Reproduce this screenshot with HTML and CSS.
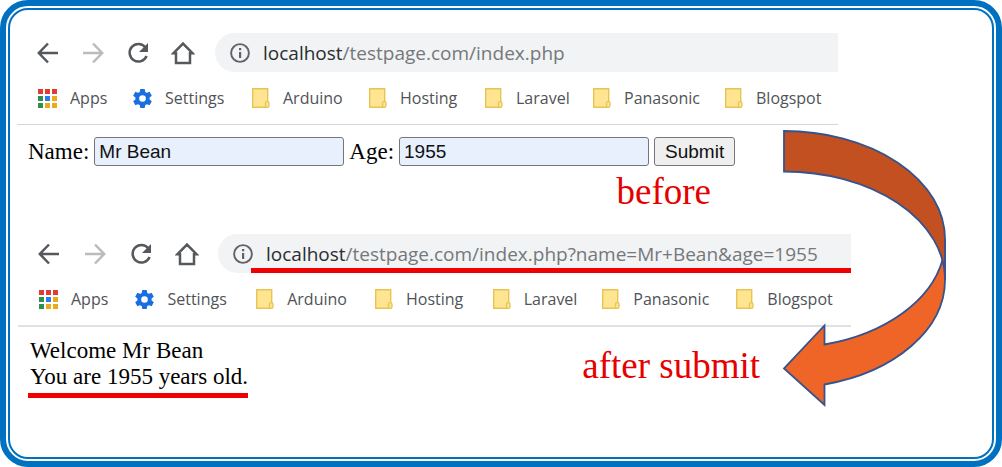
FILE: index.html
```html
<!DOCTYPE html>
<html lang="en">
<head>
<meta charset="utf-8">
<title>Form submit with GET</title>
<link rel="stylesheet" href="styles.css">
</head>
<body>
<svg class="sprite" aria-hidden="true">
  <symbol id="back" viewBox="0 0 24 24"><path d="M22 12H3.500M12 2.500 2.800 12l9.200 9.500" fill="none" stroke="currentColor" stroke-width="2.500"/></symbol>
  <symbol id="forward" viewBox="0 0 24 24"><path d="M2 12h18.500M12 2.500l9.200 9.500-9.200 9.500" fill="none" stroke="currentColor" stroke-width="2.500"/></symbol>
  <symbol id="reload" viewBox="0 0 24 24"><path d="M19.300 6.200A8.800 8.800 0 1 0 20.600 15" fill="none" stroke="currentColor" stroke-width="2.500"/><path d="M22 2v9h-9z" fill="currentColor"/></symbol>
  <symbol id="home" viewBox="0 0 24 24"><path d="M2.500 12.200 12 2.600l9.500 9.600H19V22H5v-9.800z" fill="none" stroke="currentColor" stroke-width="2.500"/></symbol>
  <symbol id="info" viewBox="0 0 20 20"><circle cx="10" cy="10" r="8.900" fill="none" stroke="currentColor" stroke-width="1.900"/><path d="M9 9h2.200v6H9zM9 5h2.200v2.200H9z" fill="currentColor"/></symbol>
  <symbol id="apps" viewBox="0 0 19 19">
    <path d="M0 0h5v5H0zM7 0h5v5H7zM14 0h5v5h-5z" fill="#e03a35"/>
    <path d="M0 7h5v5H0zM0 14h5v5H0z" fill="#2c9150"/>
    <path d="M7 7h5v5H7z" fill="#2a7de9"/>
    <path d="M14 7h5v5h-5zM7 14h5v5H7zM14 14h5v5h-5z" fill="#eda91c"/>
  </symbol>
  <symbol id="gear" viewBox="2 2 20 20"><path fill="#1a6fe0" d="M19.430 12.980c.04-.32.07-.64.07-.98s-.03-.66-.07-.98l2.110-1.650c.19-.15.24-.42.12-.64l-2-3.460c-.12-.22-.39-.3-.61-.22l-2.490 1c-.52-.4-1.080-.73-1.690-.98l-.38-2.650A.488.488 0 0 0 14 2h-4c-.25 0-.46.18-.49.42l-.38 2.650c-.61.25-1.170.59-1.690.98l-2.490-1c-.23-.09-.49 0-.61.22l-2 3.460c-.13.22-.07.49.12.64l2.110 1.650c-.04.32-.07.65-.07.98s.03.66.07.98l-2.110 1.650c-.19.15-.24.42-.12.64l2 3.460c.12.22.39.3.61.22l2.490-1c.52.4 1.080.73 1.690.98l.38 2.650c.03.24.24.42.49.42h4c.25 0 .46-.18.49-.42l.38-2.650c.61-.25 1.170-.59 1.690-.98l2.490 1c.23.09.49 0 .61-.22l2-3.460c.12-.22.07-.49-.12-.64zM12 15.500a3.500 3.500 0 1 1 0-7 3.500 3.500 0 0 1 0 7z"/></symbol>
  <symbol id="folder" viewBox="0 0 18 20"><path d="M.7.7h15v18.600H.7z" fill="#ffe592" stroke="#e6c552" stroke-width="1.400"/><rect x="13.500" y="13.700" width="3.500" height="5.600" rx="1.500" fill="#ffe592" stroke="#e6c552" stroke-width="1.300"/></symbol>
</svg>

<main class="frame">
  <div class="stage">
    <section class="browser browser-before">
      <div class="toolbar">
        <button class="nav" aria-label="Back"><svg><use href="#back"/></svg></button>
        <button class="nav" aria-label="Forward" disabled><svg><use href="#forward"/></svg></button>
        <button class="nav" aria-label="Reload"><svg><use href="#reload"/></svg></button>
        <button class="nav" aria-label="Home"><svg><use href="#home"/></svg></button>
        <div class="address"><svg class="info"><use href="#info"/></svg><span class="url"><span class="host">localhost</span>/testpage.com/index.php</span></div>
      </div>
      <nav class="bookmarks">
        <a href="#"><svg class="square"><use href="#apps"/></svg>Apps</a>
        <a href="#"><svg class="square"><use href="#gear"/></svg>Settings</a>
        <a href="#"><svg class="folder"><use href="#folder"/></svg>Arduino</a>
        <a href="#"><svg class="folder"><use href="#folder"/></svg>Hosting</a>
        <a href="#"><svg class="folder"><use href="#folder"/></svg>Laravel</a>
        <a href="#"><svg class="folder"><use href="#folder"/></svg>Panasonic</a>
        <a href="#"><svg class="folder"><use href="#folder"/></svg>Blogspot</a>
      </nav>
      <form class="form">
        <label for="name">Name:</label>
        <input id="name" type="text" value="Mr Bean">
        <label for="age">Age:</label>
        <input id="age" type="text" value="1955">
        <button class="submit" type="button">Submit</button>
      </form>
      <p class="note note-before">before</p>
    </section>

    <section class="browser browser-after">
      <div class="toolbar">
        <button class="nav" aria-label="Back"><svg><use href="#back"/></svg></button>
        <button class="nav" aria-label="Forward" disabled><svg><use href="#forward"/></svg></button>
        <button class="nav" aria-label="Reload"><svg><use href="#reload"/></svg></button>
        <button class="nav" aria-label="Home"><svg><use href="#home"/></svg></button>
        <div class="address marked"><svg class="info"><use href="#info"/></svg><span class="url"><span class="host">localhost</span>/testpage.com/index.php?name=Mr+Bean&amp;age=1955</span></div>
      </div>
      <nav class="bookmarks">
        <a href="#"><svg class="square"><use href="#apps"/></svg>Apps</a>
        <a href="#"><svg class="square"><use href="#gear"/></svg>Settings</a>
        <a href="#"><svg class="folder"><use href="#folder"/></svg>Arduino</a>
        <a href="#"><svg class="folder"><use href="#folder"/></svg>Hosting</a>
        <a href="#"><svg class="folder"><use href="#folder"/></svg>Laravel</a>
        <a href="#"><svg class="folder"><use href="#folder"/></svg>Panasonic</a>
        <a href="#"><svg class="folder"><use href="#folder"/></svg>Blogspot</a>
      </nav>
      <div class="result">
        <p class="message">Welcome Mr Bean<br>You are 1955 years old.</p>
        <p class="note note-after">after submit</p>
      </div>
    </section>

    <svg class="arrow" viewBox="0 0 170 290" aria-hidden="true">
      <g stroke="#35538c" stroke-width="1.800">
        <path fill="#ef6427" d="M165 117V158A161 108 0 0 1 44.500 262.500V283L4 246.500 44.500 203.500V222.500A161 108 0 0 0 162.500 138z"/>
        <path fill="#c25020" d="M4 9A161 108 0 0 1 165 117V158A161 108 0 0 0 4 49.500z"/>
      </g>
    </svg>
  </div>
</main>
</body>
</html>
```
FILE: styles.css
```css
* { box-sizing: border-box; }

body {
  margin: 0;
  background: #fff;
  font-family: "Liberation Serif", "Times New Roman", serif;
  color: #000;
}

p { margin: 0; }

.sprite { position: absolute; width: 0; height: 0; }

.frame {
  display: flex;
  min-height: 100vh;
  padding: 2px;
  border: 6px solid #0070c0;
  border-radius: 28px;
}

.stage {
  position: relative;
  flex: 1;
  padding: 23px 0 20px 7px;
  border: 2px solid #0070c0;
  border-radius: 20px;
}

.browser-before { --gap: 21px; --bar-gap: 20px; margin-right: 154px; }
.browser-after { --gap: 22px; --bar-gap: 19px; margin: 21px 141px 0 1px; }

.toolbar {
  display: flex;
  align-items: center;
  padding-left: 19px;
}

.nav {
  width: 24px;
  height: 24px;
  padding: 0;
  border: 0;
  background: none;
  color: #55585c;
}

.nav + .nav { margin-left: var(--gap); }
.nav:disabled { color: #b9bbbd; }
.nav svg { display: block; width: 24px; height: 24px; }

.address {
  position: relative;
  flex: 1;
  display: flex;
  align-items: center;
  gap: 13px;
  height: 39px;
  margin-left: var(--bar-gap);
  padding-left: 15px;
  border-radius: 20px 0 0 20px;
  background: #f1f3f4;
}

.marked::after {
  content: "";
  position: absolute;
  left: 33px;
  right: 0;
  bottom: 0;
  height: 5px;
  background: #f00000;
}

.info { width: 20px; height: 20px; color: #5f6368; }

.url {
  font-family: "Open Sans", "Noto Sans", sans-serif;
  font-size: 19px;
  line-height: 26px;
  white-space: nowrap;
  color: #75787b;
}

.host { color: #2b2d30; }

.bookmarks {
  display: grid;
  grid-template-columns: 95fr 119fr 117fr 116fr 108fr 132fr 113fr;
  align-items: center;
  height: 53px;
  padding-left: 21px;
  border-bottom: 1px solid #d5d6d8;
}

.browser-after .bookmarks { height: 54px; border-bottom: 2px solid #e0e1e2; }

.bookmarks a {
  display: flex;
  align-items: center;
  gap: 13px;
  min-width: 0;
  font-family: "Open Sans", "Noto Sans", sans-serif;
  font-size: 16px;
  line-height: 24px;
  white-space: nowrap;
  text-decoration: none;
  color: #505357;
}

.square { flex: none; width: 19px; height: 19px; }
.folder { flex: none; width: 18px; height: 20px; }

.form {
  display: flex;
  align-items: center;
  gap: 5px;
  padding: 12px 0 0 11px;
  font-size: 23px;
  line-height: 26px;
}

.form input,
.submit {
  height: 29px;
  border: 1px solid #767679;
  border-radius: 3px;
  font-family: "Liberation Sans", Arial, sans-serif;
  font-size: 19px;
  color: #111;
}

.form input {
  width: 250px;
  padding: 0 4px;
  background: #e8f0fe;
}

.submit { padding: 0 10px; background: #efefef; }

.note {
  font-size: 37px;
  line-height: 42px;
  color: #e60000;
}

.note-before { margin: 5px 127px 0 0; text-align: right; }

.result {
  display: flex;
  justify-content: space-between;
  align-items: flex-start;
  padding: 11px 91px 0 10px;
}

.message {
  padding: 0 0 3px 2px;
  border-bottom: 5px solid #f00000;
  font-size: 23px;
  line-height: 26px;
}

.note-after { margin-top: 7px; }

.arrow {
  position: absolute;
  top: 112px;
  right: 42px;
  width: 170px;
  height: 290px;
}
```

→ Task instructions: Search the lines for the string "with" and copy every line that has it.

→ Answer to the problem:
Reproduce this screenshot with HTML and CSS.
<title>Form submit with GET</title>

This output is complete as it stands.